Edwards thinks this is better than political primaries of the past. “It basically turns the primary into a non-partisan race,” he said. “People get to vote for who they want. I like that candidates are selected by the constituents, rather than by political parties.”

Diverse experience

Edwards said he’s been around. Born and raised in the San Francisco Bay Area, he finished his last year of high school in Carmel in 1966, then traveled the country and the world.

“My earlier education was an eclectic series of coursework at 15 different schools,” he said. Among those, he said he studied in schools in Mexico, Sweden, Switzerland and New York. “I became very involved in East Coast politics,” he said. “I organized and participated in demonstrations against the Vietnam War in New York City.”

Edwards said he spent 25 years raising his family in Aromas, a small town southeast of Watsonville. “I owned a general engineering contracting company, specializing in public works,” he said. His resume lists nine state licenses he carries to apply to his work.

He said that it was while he lived in Aromas that he built the water pressurization system in Greenfield. “I did everything,” he said. “I dug the foundation, I poured the concrete, I ran the conduit, I pulled the wires, I installed all the equipment, and I turned it on.”

He says with that experience he can take a set of plans, figure out what the project costs, pay all the bills throughout the project, and have some money left over after the job. “That's the way the state should be run,” he said.

The Klamath dams

Asked about his position on the Klamath River dams, Edwards replied, “If it was up to me, I’d tear down most of the dams in the Sierras. The dams serve big money, big agriculture, and big cities that are going to have to learn how to provide their own water.”

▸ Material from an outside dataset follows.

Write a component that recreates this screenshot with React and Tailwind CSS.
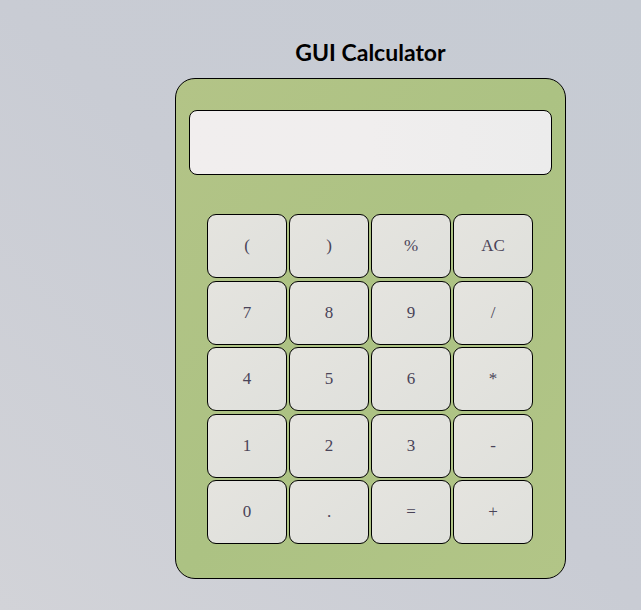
const keys = ['(', ')', '%', 'AC', '7', '8', '9', '/', '4', '5', '6', '*', '1', '2', '3', '-', '0', '.', '=', '+'];

export default function App() {
  return (
    <div className="min-h-screen w-full bg-gradient-to-tr from-[#d2d3d8] via-[#c9ccd4] to-[#c6cbd3] pt-[37px]">
      <div className="ml-[175px] w-[391px]">
        <h1 className="text-center text-[23px] font-bold leading-[30px] text-black font-['Lato','Carlito',sans-serif]">
          GUI Calculator
        </h1>
        <div className="mt-[11px] h-[501px] rounded-[20px] border border-black bg-gradient-to-br from-[#b3c487] via-[#acc283] to-[#b2c587] px-[13px] pt-[31px]">
          <div className="h-[65px] w-[363px] rounded-[8px] border border-black bg-gradient-to-r from-[#f1eeee] via-[#f0eeee] to-[#ececec]" />
          <div className="mt-[39px] ml-[18px] grid w-[326px] grid-cols-4 gap-x-[2px] gap-y-[2.5px]">
            {keys.map((k) => (
              <button
                key={k}
                type="button"
                className="flex h-[64px] w-[80px] items-center justify-center rounded-[9px] border border-black bg-gradient-to-br from-[#e5e4df] to-[#dfe0dc] text-[17px] text-[#4a4458] font-['Liberation_Serif',serif]"
              >
                {k}
              </button>
            ))}
          </div>
        </div>
      </div>
    </div>
  );
}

He said he wants the salmon to be able to swim from the Pacific Ocean to their historic spawning grounds. “And I’m not taking these positions because I’m a fish-loving, tree-hugging eco-nut,” he continued. “It’s because our modern agriculture system, which is based on free water, has caused tremendous ecological problems.”

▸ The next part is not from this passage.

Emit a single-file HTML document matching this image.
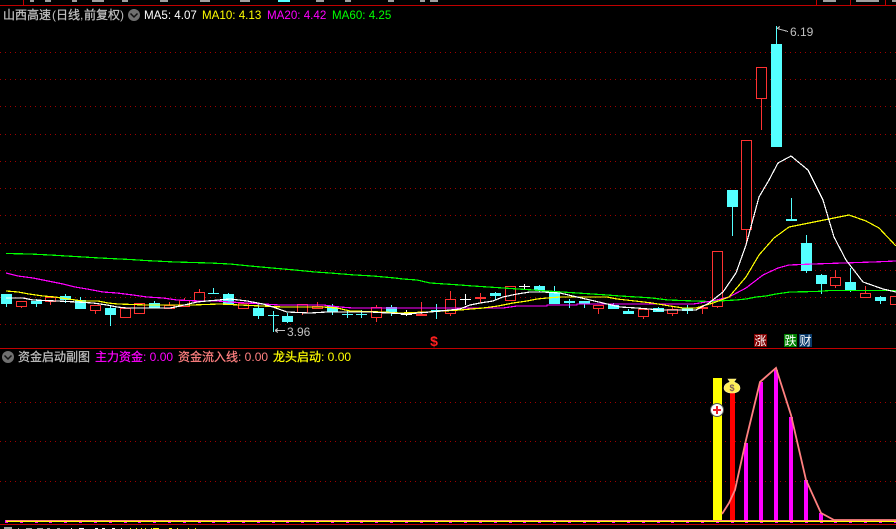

He referenced a toxic waste site he said was created in the San Joaquin Valley by a dam and led to a die off at the Kesterson Reservoir National Wildlife Refuge.

Medical marijuana

Stating his views on medical marijuana, Edwards said, “I don’t have any problem with people using marijuana, for medicine or recreation. I drink beer. I don’t see much of a difference.”

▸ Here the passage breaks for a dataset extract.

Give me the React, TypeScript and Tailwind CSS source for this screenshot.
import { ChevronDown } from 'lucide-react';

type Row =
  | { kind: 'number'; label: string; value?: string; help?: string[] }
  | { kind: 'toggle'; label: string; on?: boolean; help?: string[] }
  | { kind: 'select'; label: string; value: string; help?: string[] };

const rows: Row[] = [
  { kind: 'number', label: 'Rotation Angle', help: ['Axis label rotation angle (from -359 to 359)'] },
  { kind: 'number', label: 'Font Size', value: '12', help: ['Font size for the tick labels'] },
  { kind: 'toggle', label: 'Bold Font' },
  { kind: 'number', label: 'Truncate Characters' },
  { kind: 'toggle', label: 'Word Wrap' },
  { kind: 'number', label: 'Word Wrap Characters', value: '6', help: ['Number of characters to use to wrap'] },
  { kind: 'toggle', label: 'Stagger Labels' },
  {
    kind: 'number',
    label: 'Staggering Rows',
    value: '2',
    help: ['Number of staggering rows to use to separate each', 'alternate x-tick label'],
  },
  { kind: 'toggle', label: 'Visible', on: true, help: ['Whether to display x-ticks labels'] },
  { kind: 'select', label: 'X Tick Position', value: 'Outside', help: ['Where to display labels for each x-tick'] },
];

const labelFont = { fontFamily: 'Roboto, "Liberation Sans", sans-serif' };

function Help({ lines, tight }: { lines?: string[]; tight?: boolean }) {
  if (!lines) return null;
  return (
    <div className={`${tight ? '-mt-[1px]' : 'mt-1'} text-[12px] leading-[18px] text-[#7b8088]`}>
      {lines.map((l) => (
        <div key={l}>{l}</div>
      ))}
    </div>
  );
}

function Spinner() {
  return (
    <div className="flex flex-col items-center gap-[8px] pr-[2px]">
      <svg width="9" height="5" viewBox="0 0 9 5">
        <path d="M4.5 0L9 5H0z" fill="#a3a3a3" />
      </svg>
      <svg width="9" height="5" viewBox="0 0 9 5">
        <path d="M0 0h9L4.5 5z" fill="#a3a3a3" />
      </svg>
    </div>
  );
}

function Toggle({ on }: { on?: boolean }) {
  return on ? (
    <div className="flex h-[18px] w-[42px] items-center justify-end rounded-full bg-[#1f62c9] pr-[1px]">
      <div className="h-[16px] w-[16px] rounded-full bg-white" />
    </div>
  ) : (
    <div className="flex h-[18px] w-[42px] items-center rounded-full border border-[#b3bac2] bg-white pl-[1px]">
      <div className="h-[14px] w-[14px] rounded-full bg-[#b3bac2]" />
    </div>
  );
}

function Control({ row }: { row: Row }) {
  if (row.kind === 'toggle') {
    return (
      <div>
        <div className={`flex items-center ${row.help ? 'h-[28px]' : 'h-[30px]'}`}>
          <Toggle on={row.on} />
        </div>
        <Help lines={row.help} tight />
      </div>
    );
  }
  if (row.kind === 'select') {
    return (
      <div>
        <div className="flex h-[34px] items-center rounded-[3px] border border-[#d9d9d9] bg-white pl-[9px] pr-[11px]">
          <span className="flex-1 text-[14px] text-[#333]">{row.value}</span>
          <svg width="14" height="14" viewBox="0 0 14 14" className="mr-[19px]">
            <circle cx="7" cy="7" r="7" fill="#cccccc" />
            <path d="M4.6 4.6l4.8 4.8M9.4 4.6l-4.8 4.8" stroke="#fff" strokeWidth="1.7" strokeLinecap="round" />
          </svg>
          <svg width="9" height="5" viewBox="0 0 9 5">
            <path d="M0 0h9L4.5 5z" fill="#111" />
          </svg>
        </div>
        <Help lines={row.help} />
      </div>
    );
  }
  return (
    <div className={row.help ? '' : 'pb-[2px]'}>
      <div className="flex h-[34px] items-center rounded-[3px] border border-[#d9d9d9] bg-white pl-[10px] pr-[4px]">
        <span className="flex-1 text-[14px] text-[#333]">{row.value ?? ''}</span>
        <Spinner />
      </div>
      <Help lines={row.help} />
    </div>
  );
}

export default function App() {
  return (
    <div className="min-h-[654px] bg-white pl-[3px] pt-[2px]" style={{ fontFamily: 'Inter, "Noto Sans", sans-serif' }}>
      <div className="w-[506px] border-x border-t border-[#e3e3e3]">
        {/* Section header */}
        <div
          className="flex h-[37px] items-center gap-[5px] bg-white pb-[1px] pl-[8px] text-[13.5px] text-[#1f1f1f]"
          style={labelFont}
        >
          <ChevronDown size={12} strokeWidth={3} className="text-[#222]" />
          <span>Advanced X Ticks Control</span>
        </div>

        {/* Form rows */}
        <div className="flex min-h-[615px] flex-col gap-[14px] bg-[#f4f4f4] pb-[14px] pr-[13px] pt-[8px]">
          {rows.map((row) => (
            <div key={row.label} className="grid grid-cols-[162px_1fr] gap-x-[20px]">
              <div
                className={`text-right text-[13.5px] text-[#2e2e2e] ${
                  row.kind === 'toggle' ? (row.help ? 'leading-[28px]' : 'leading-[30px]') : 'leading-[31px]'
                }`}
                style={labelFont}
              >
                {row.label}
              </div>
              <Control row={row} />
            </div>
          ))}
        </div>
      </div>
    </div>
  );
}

He said he doesn’t want illegal marijuana growing to continue to fund criminal enterprises. “I think when anybody can grow it, it won’t have any more value to the cartels,” he said. He likened the problem to prohibition in the 1920s.

As for education, Edwards said, “We need to spend as much as we need to spend to bring our education system back to the level of excellence we had back in the 1960s.”

Commenting on Governor Jerry Brown’s initiative, which would raise the sales tax temporarily 0.25 percent and add a 1 to 3 percent tax on the state’s highest earners, Edwards said, “I lukewarmly support it. I’m not in favor of raising the sales tax. I think the sales tax hits the middle class the hardest and the middle class in this state has it hard enough.”